(Do this):
Return the lines below exactly, from the first line to the line that contains "import React from". Leave out pictures.

(Supplied material):
----------

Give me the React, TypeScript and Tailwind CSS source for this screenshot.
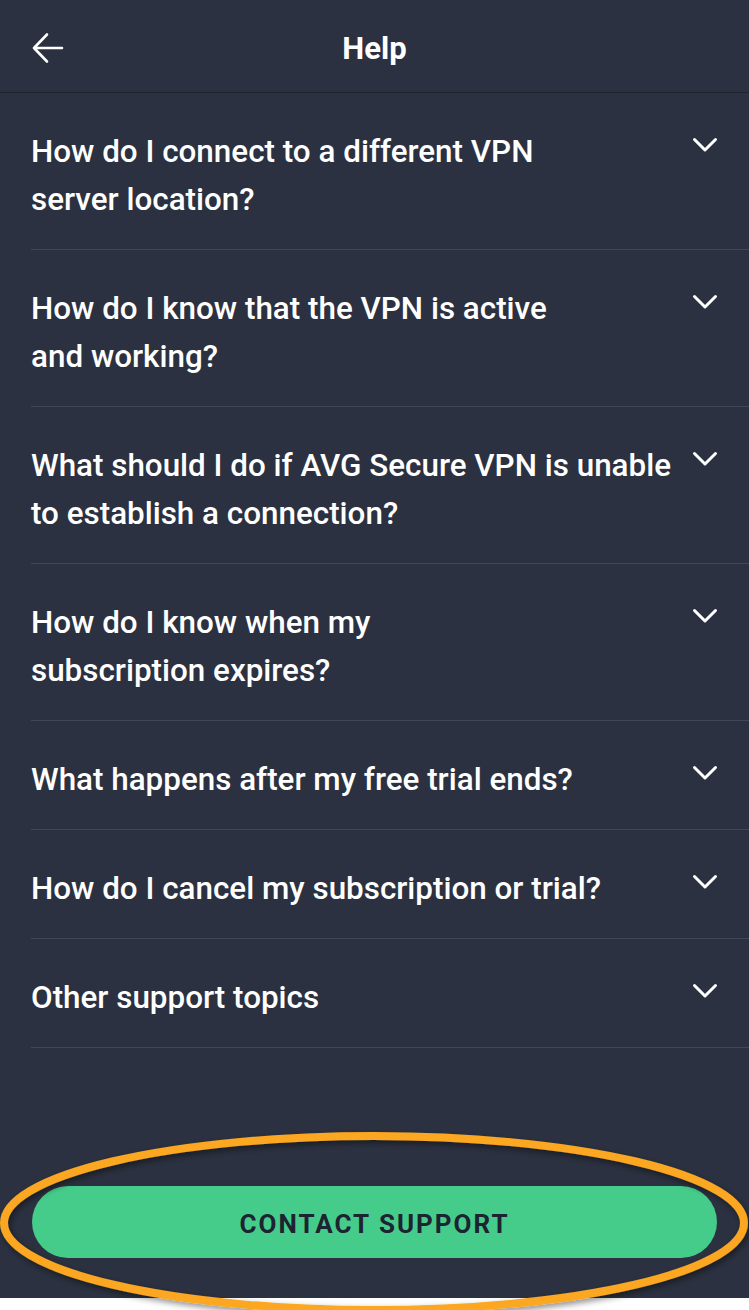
import React from "react";

const questions: string[][] = [
  ["How do I connect to a different VPN", "server location?"],
  ["How do I know that the VPN is active", "and working?"],
  ["What should I do if AVG Secure VPN is unable", "to establish a connection?"],
  ["How do I know when my", "subscription expires?"],
  ["What happens after my free trial ends?"],
  ["How do I cancel my subscription or trial?"],
  ["Other support topics"],
];

function BackArrow() {
  return (
    <svg width="32" height="32" viewBox="0 0 32 32" fill="none">
      <path d="M30 16H2.5M15 2.5L2 16l13 13.5" stroke="white" strokeWidth="2.6" strokeLinecap="round" strokeLinejoin="round" />
    </svg>
  );
}

function Chevron() {
  return (
    <svg width="26" height="16" viewBox="0 0 26 16" fill="none">
      <path d="M2.5 2.5L13 13l10.5-10.5" stroke="white" strokeWidth="3" strokeLinecap="round" strokeLinejoin="round" />
    </svg>
  );
}

export default function App() {
  return (
    <div className="relative w-[749px] h-[1310px] bg-white overflow-hidden" style={{ fontFamily: "Roboto, 'Noto Sans', sans-serif" }}>
      <div className="flex flex-col h-[1298px] bg-[#2b3140]">
        {/* header */}
        <div className="relative flex items-center justify-center h-[93px] border-b border-[#1e232d] shrink-0">
          <div className="absolute left-[32px] top-[32px]">
            <BackArrow />
          </div>
          <h1 className="text-white font-bold text-[31px] leading-none mt-[4px]">Help</h1>
        </div>

        {/* question list */}
        <div className="flex flex-col">
          {questions.map((lines, i) => (
            <div key={i} className="ml-[31px] flex items-start justify-between border-b border-[#404756] pt-[35px] pb-[25px] pr-[31px]">
              <p className="text-white font-medium text-[31.4px] leading-[48px]">
                {lines.map((l, j) => (
                  <React.Fragment key={j}>
                    {l}
                    {j < lines.length - 1 && <br />}
                  </React.Fragment>
                ))}
              </p>
              <div className="pt-[9px] shrink-0">
                <Chevron />
              </div>
            </div>
          ))}
        </div>

        <div className="flex-1" />

        {/* contact button */}
        <div className="px-[32px] pb-[40px]">
          <button className="w-full h-[72px] pt-[5px] rounded-full bg-[#45cc8a] text-[#1d2330] font-bold text-[26px] tracking-[2px]">
            CONTACT SUPPORT
          </button>
        </div>
      </div>

      {/* annotation ellipse */}
      <svg className="absolute left-0 top-[1120px] pointer-events-none" width="749" height="190" viewBox="0 0 749 190" fill="none">
        <defs>
          <filter id="sh" x="-5%" y="-20%" width="110%" height="140%">
            <feDropShadow dx="2" dy="3" stdDeviation="3" floodColor="#000" floodOpacity="0.45" />
          </filter>
        </defs>
        <ellipse cx="374" cy="103" rx="370" ry="87" stroke="#fca722" strokeWidth="8" filter="url(#sh)" />
      </svg>
    </div>
  );
}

----------

(The response):
Give me the React, TypeScript and Tailwind CSS source for this screenshot.
import React from "react";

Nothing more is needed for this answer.